Un pressante appello a ritirare l’esercito dai territori di Mindanao abitati dai lumad, le popolazioni tribali, è stato rivolto al governo di Manila dal card. Luis Antonio Tagle. Dal 26 ottobre 700 indigeni sono accampati nel centro della capitale filippina per protestare contro le violenze e gli omicidi extragiudiziali di cui sono vittime e contro la militarizzazione dei loro territori, teatro di sanguinosi scontri tra le forze governative e le formazioni della guerriglia. Dal 2010 decine di lumad sono stati uccisi, mentre l’occupazione dei territori indigeni da parte delle forze armate ha costretto almeno 3mila persone ad abbandonare le proprie terre. Le uccisioni si sono intensificate nel 2015.

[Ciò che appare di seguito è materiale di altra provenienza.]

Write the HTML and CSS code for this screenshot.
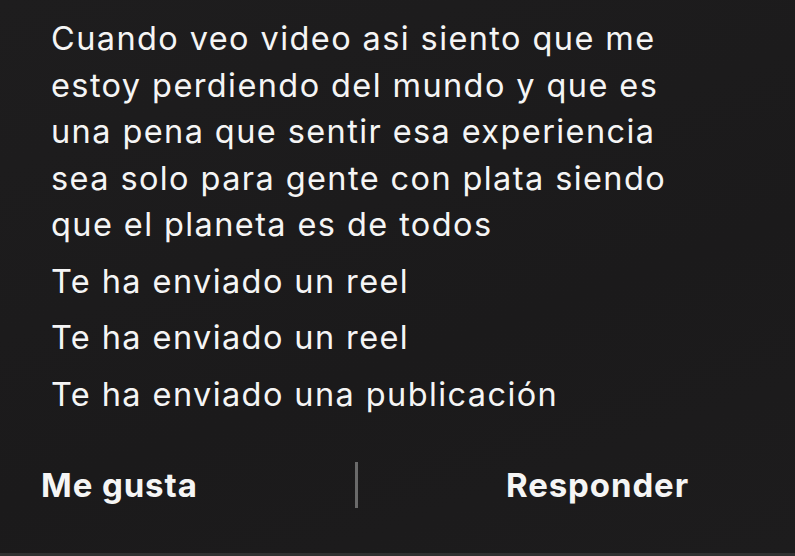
FILE: index.html
```html
<!DOCTYPE html>
<html lang="es">
<head>
<meta charset="utf-8">
<link rel="stylesheet" href="styles.css">
</head>
<body>
<div class="screen">
  <div class="messages">
    <p class="msg">Cuando veo video asi siento que me estoy perdiendo del mundo y que es una pena que sentir esa experiencia sea solo para gente con plata siendo que el planeta es de todos</p>
    <p class="msg">Te ha enviado un reel</p>
    <p class="msg">Te ha enviado un reel</p>
    <p class="msg">Te ha enviado una publicación</p>
  </div>
  <div class="actions">
    <div class="action left">Me gusta</div>
    <div class="divider"></div>
    <div class="action right">Responder</div>
  </div>
</div>
</body>
</html>
```
FILE: styles.css
```css
html, body {
  margin: 0;
  padding: 0;
  background: #1c1b1c;
}
.screen {
  width: 795px;
  height: 556px;
  box-sizing: border-box;
  background: linear-gradient(160deg, #1e1d1e 0%, #1b1a1b 60%, #1d1c1d 100%);
  border-bottom: 3px solid #303030;
  font-family: Inter, "Noto Sans", sans-serif;
  color: #f5f5f5;
  display: flex;
  flex-direction: column;
  overflow: hidden;
}
.messages {
  padding: 16px 0 0 51px;
  width: 625px;
}
.msg {
  margin: 0 0 10px 0;
  font-size: 32.5px;
  line-height: 46.5px;
  letter-spacing: 1.4px;
}
.actions {
  margin-top: auto;
  height: 46px;
  margin-bottom: 45px;
  display: flex;
  align-items: center;
}
.action {
  font-weight: 700;
  font-size: 33px;
  letter-spacing: 0.9px;
}
.left {
  padding-left: 41px;
  width: 314px;
}
.divider {
  width: 3px;
  height: 46px;
  background: #6a6a6a;
}
.right {
  padding-left: 148px;
}
```
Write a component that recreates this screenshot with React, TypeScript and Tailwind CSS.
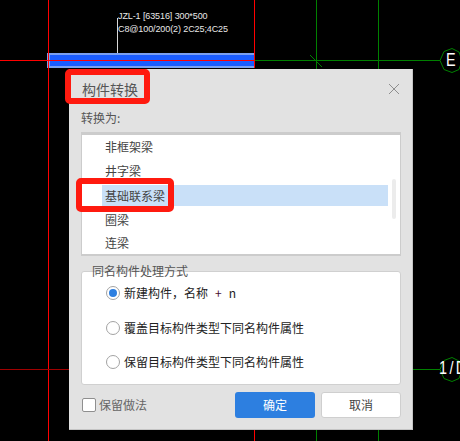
import React from "react";

const cjk = { fontFamily: '"Noto Sans CJK SC", "Microsoft YaHei", sans-serif' };
const latin = { fontFamily: '"Liberation Sans", sans-serif' };

function Drawing() {
  return (
    <svg className="absolute inset-0" width="460" height="441" viewBox="0 0 460 441" shapeRendering="crispEdges">
      <rect x="47" y="53" width="207" height="15" fill="#7a9ff0" />
      <rect x="50" y="55" width="204" height="11" fill="#1a5cff" />
      <path d="M48.5 0V441M254.5 0V68M254.5 430V441M0 60.5H254" stroke="#f00" fill="none" />
      <path d="M0 369.5H69" stroke="#a00000" fill="none" />
      <path d="M255 60.5H440M316.5 0V69M378.5 0V69M316.5 430V441M378.5 430V441M413 369.5H440" stroke="#008000" fill="none" />
      <path d="M117.5 18V53" stroke="#d8d8d8" strokeWidth="1" fill="none" />
      <g shapeRendering="auto" fill="none" stroke="#008000" strokeWidth="1">
        <path d="M310 55L322 67" />
        <path d="M440 60.5L444 51.5L452 48.5L459 52L462 60.5L459 69.5L452 72.5L444 69.5Z" />
        <path d="M440 369.5L444 360.5L452 357.5L459 361L462 369.5L459 378.5L452 381.5L444 378.5Z" />
      </g>
    </svg>
  );
}

function Radio({ checked, label }: { checked?: boolean; label: React.ReactNode }) {
  return (
    <div className="flex h-[14px] items-center">
      <span className="flex h-[14px] w-[14px] shrink-0 items-center justify-center rounded-full border border-[#a3a3a3] bg-white">
        {checked && <span className="h-[8px] w-[8px] rounded-full bg-[#2d7fe0]" />}
      </span>
      <span className="ml-[4px] whitespace-nowrap text-[12px] leading-[14px] text-[#222]">{label}</span>
    </div>
  );
}

export default function App() {
  return (
    <div className="relative h-[441px] w-[460px] overflow-hidden bg-black" style={cjk}>
      <Drawing />

      <div className="absolute left-[118px] top-[10px] whitespace-nowrap text-[9px] leading-[12.5px] tracking-[-0.1px] text-[#e8e8e8]" style={latin}>
        <div>JZL-1 [63516] 300*500</div>
        <div>C8@100/200(2) 2C25;4C25</div>
      </div>

      <div className="absolute left-[446px] top-[50px] origin-left scale-x-[0.8] text-[18px] leading-[21px] text-white" style={latin}>
        E
      </div>
      <div className="absolute left-[439px] top-[358px] origin-left scale-x-[0.8] whitespace-nowrap text-[18px] leading-[21px] tracking-[3px] text-white" style={latin}>
        1/D
      </div>

      <div className="absolute left-[69px] top-[69px] flex h-[361px] w-[344px] flex-col border-b border-r border-[#c4c4c4] bg-[#e2e2e2] px-[12px]">
        <div className="flex h-[38px] shrink-0 items-center justify-between pl-[1px] pt-[1px]">
          <span className="text-[14px] leading-[18px] text-[#555]">构件转换</span>
          <svg width="12" height="12" viewBox="0 0 12 12" fill="none" stroke="#8e8e8e" strokeWidth="1">
            <path d="M1 1L11 11M11 1L1 11" />
          </svg>
        </div>

        <div className="mt-[3px] h-[16px] text-[12px] leading-[16px] text-[#555]">转换为:</div>

        <div className="mt-[6px] flex h-[124px] w-[320px] shrink-0 overflow-hidden border-x border-b-2 border-t-[3px] border-[#cccccc] bg-white">
          <div className="ml-[20px] flex w-[286px] shrink-0 flex-col">
            <div className="flex h-[24px] shrink-0 items-center pl-[3px] text-[12px] text-[#444]">非框架梁</div>
            <div className="flex h-[24px] shrink-0 items-center pl-[3px] text-[12px] text-[#444]">井字梁</div>
            <div className="my-[2px] flex h-[21px] shrink-0 items-center bg-[#c9e0f8] pl-[3px] text-[12px] text-[#444]">基础联系梁</div>
            <div className="flex h-[24px] shrink-0 items-center pl-[3px] text-[12px] text-[#444]">圈梁</div>
            <div className="flex h-[22px] shrink-0 items-center pl-[3px] text-[12px] text-[#444]">连梁</div>
          </div>
          <div className="ml-[4px] mt-[44px] h-[40px] w-[4px] rounded-full bg-[#ececec]" />
        </div>

        <div className="relative mt-[15px] flex h-[114px] w-[320px] shrink-0 flex-col gap-[20.7px] rounded-[3px] border border-[#d0d0d0] bg-white pl-[24px] pt-[14px]">
          <span className="absolute left-[10px] top-[-8px] text-[12px] leading-[14px] text-[#555]">同名构件处理方式</span>
          <Radio
            checked
            label={
              <>
                新建构件，名称
                <span className="ml-[7px] text-[#4a1030]">+</span>
                <span className="ml-[7px] text-[#222]">n</span>
              </>
            }
          />
          <Radio label="覆盖目标构件类型下同名构件属性" />
          <Radio label="保留目标构件类型下同名构件属性" />
        </div>

        <div className="mt-[7px] flex h-[26px] w-[320px] shrink-0 items-center">
          <span className="ml-[1px] h-[14px] w-[14px] rounded-[2px] border border-[#8f8f8f] bg-white" />
          <span className="ml-[3px] text-[12px] text-[#666]">保留做法</span>
          <button className="ml-auto h-[26px] w-[80px] rounded-[3px] bg-[#2d7fe0] text-[12px] text-white">确定</button>
          <button className="ml-[6px] h-[26px] w-[80px] rounded-[3px] border border-[#cfcfcf] bg-white text-[12px] text-[#444]">取消</button>
        </div>
      </div>

      <div className="absolute left-[65px] top-[69px] h-[35px] w-[85px] rounded-[5px] border-[6px] border-[#ff1a0f]" />
      <div className="absolute left-[76px] top-[178px] h-[34px] w-[98px] rounded-[5px] border-[6px] border-[#ff1a0f]" />
    </div>
  );
}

Disarmare i gruppi paramilitari
Il card. Tagle ha incontrato oggi i manifestanti per esprimere la sua solidarietà
e si è rivolto al governo perché si impegni a disarmare i gruppi paramilitari e ad
assicurare alla giustizia i responsabili degli omicidi. “Quanto accaduto ai nostri
fratelli e sorelle a Mindanao è triste e inquietante”, ha dichiarato, chiedendo aiuti
per gli sfollati. Come gesto simbolico di solidarietà ha poi donato 10mila pesos ai
manifestanti.
I lumad vittime dell’accaparramento delle loro terre
La Chiesa filippina ha già condannato in più di un’occasione le gravi violazioni dei
diritti umani dei lumad a Mindanao, criticando la risposta del governo. Lo scorso
settembre il vescovo ausiliare di Manila, mons. Broderick Pabillo, a capo del Comitato
permanente per gli affari pubblici della Conferenza episcopale filippina (Cbcp), aveva
ribadito la solidarietà dei vescovi. Secondo il gruppo dei “Missionari rurali delle
Filippine” (Rmp), i lumad sono sotto attacco perché difendono le loro terre ancestrali.
I popoli tribali continuano , infatti, ad essere vittime dell’accaparramento delle
loro terre perpetrato dalle industrie minerarie e delle multinazionali dell’industria
agroalimentare, appoggiati dalle autorità e dai gruppi paramilitari al servizio dell’esercito.